(Rows from a dataset of pages and code)
>> START

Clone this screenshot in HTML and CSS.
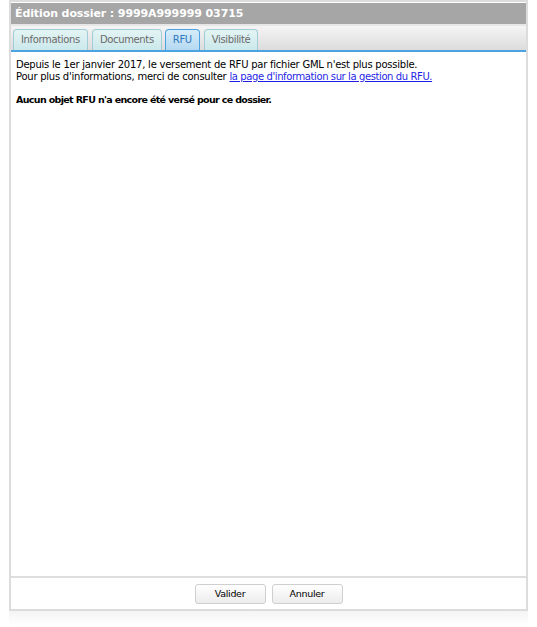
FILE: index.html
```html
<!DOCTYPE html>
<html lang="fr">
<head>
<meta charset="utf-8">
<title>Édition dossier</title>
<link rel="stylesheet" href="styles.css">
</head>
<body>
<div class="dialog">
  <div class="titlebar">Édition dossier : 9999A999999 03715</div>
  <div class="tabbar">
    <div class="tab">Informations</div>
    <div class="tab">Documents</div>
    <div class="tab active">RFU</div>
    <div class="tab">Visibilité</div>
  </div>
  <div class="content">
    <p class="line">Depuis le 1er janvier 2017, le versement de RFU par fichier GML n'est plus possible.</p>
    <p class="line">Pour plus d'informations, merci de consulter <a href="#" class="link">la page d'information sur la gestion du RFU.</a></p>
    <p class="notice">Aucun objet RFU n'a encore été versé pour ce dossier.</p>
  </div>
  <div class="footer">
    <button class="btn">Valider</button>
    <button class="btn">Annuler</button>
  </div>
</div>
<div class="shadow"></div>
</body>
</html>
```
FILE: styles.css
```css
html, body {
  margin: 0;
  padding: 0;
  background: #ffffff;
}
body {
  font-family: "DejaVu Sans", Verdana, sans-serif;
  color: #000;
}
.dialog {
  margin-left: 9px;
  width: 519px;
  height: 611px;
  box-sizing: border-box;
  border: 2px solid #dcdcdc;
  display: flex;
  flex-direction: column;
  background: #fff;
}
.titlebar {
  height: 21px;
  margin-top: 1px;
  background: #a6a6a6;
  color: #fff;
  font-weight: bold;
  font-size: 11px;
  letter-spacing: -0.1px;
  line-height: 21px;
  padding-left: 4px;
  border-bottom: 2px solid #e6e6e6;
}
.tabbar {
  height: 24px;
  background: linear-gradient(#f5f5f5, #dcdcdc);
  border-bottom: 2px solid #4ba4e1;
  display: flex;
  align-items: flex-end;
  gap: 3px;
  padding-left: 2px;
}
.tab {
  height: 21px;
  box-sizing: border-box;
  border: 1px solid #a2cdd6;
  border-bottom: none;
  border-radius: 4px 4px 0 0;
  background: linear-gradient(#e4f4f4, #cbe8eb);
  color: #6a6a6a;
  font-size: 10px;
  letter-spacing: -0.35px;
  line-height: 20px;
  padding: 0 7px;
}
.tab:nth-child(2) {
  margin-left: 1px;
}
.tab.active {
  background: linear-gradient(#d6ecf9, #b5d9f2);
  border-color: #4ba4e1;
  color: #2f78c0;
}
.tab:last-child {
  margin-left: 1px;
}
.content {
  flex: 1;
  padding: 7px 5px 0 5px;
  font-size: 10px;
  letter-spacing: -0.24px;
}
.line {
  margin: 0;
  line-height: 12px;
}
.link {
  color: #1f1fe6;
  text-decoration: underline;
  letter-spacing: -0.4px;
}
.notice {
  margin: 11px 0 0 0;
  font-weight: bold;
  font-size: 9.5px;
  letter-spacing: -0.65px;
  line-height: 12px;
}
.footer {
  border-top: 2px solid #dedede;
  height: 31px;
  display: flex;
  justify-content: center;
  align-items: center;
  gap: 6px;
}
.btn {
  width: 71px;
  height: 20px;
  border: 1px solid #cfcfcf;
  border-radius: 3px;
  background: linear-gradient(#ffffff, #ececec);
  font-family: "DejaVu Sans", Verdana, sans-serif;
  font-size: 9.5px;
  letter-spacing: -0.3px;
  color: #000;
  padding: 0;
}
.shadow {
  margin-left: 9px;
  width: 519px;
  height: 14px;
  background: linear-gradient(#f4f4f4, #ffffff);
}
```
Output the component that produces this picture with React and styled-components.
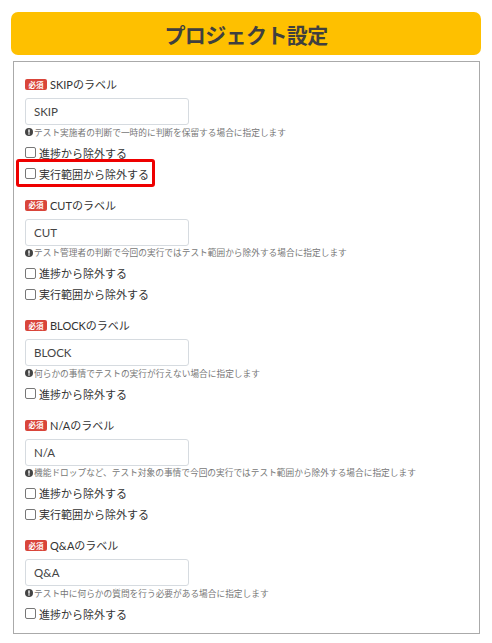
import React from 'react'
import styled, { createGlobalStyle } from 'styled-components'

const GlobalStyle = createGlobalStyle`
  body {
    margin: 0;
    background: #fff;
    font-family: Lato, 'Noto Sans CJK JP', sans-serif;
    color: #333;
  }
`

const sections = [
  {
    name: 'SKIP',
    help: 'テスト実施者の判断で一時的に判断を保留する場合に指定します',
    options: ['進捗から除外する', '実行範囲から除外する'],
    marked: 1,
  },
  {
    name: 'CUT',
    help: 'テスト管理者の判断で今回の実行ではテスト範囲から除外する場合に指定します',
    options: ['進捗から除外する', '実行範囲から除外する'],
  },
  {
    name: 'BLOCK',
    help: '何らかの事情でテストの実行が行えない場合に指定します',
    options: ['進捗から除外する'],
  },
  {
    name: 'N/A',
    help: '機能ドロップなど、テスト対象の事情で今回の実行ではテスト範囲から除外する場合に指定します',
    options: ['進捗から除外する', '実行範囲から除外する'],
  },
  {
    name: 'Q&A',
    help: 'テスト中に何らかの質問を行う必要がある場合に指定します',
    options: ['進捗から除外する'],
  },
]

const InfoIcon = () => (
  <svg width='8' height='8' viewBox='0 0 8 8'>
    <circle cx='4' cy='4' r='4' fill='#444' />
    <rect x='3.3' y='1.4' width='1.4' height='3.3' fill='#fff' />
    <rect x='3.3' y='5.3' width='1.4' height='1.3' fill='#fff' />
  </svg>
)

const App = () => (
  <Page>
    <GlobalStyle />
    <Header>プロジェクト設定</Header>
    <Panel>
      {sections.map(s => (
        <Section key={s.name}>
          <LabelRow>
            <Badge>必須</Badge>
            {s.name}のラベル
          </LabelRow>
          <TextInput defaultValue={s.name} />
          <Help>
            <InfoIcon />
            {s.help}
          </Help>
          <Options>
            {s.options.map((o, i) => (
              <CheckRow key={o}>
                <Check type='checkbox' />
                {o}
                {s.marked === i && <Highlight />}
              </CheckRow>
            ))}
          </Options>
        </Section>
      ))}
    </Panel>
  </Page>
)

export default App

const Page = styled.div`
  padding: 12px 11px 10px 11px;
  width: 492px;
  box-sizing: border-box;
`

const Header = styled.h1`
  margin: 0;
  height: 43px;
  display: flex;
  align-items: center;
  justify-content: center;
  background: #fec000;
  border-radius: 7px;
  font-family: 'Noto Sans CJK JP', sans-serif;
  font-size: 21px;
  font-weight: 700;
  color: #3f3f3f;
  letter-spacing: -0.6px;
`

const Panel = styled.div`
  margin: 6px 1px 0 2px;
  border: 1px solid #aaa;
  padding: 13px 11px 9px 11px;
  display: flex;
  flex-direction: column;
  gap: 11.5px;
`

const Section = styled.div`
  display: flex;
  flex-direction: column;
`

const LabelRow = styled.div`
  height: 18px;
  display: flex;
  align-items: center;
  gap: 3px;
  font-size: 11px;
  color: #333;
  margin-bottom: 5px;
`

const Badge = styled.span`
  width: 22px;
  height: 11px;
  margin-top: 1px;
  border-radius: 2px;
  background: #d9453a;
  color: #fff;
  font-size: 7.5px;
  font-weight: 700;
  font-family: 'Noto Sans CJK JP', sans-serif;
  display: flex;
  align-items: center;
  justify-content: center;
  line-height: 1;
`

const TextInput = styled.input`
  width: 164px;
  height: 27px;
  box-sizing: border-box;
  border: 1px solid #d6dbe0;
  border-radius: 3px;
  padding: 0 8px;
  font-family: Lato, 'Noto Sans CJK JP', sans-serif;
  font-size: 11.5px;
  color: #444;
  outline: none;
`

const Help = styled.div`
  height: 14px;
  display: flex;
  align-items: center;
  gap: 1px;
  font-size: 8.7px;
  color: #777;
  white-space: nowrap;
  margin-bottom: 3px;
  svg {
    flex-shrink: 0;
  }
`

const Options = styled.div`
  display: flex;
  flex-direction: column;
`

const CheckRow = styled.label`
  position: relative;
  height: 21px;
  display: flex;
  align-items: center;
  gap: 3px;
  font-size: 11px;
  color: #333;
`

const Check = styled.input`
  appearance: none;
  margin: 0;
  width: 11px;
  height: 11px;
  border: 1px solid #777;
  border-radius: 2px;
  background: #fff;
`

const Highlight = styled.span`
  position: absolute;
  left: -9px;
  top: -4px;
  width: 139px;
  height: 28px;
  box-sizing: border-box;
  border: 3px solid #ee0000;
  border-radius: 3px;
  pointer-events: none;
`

>> END

[EXERCISE GOAL]: Gather each line from the entries above that includes the word "this".

[FULL ANSWER]:
Clone this screenshot in HTML and CSS.
Output the component that produces this picture with React and styled-components.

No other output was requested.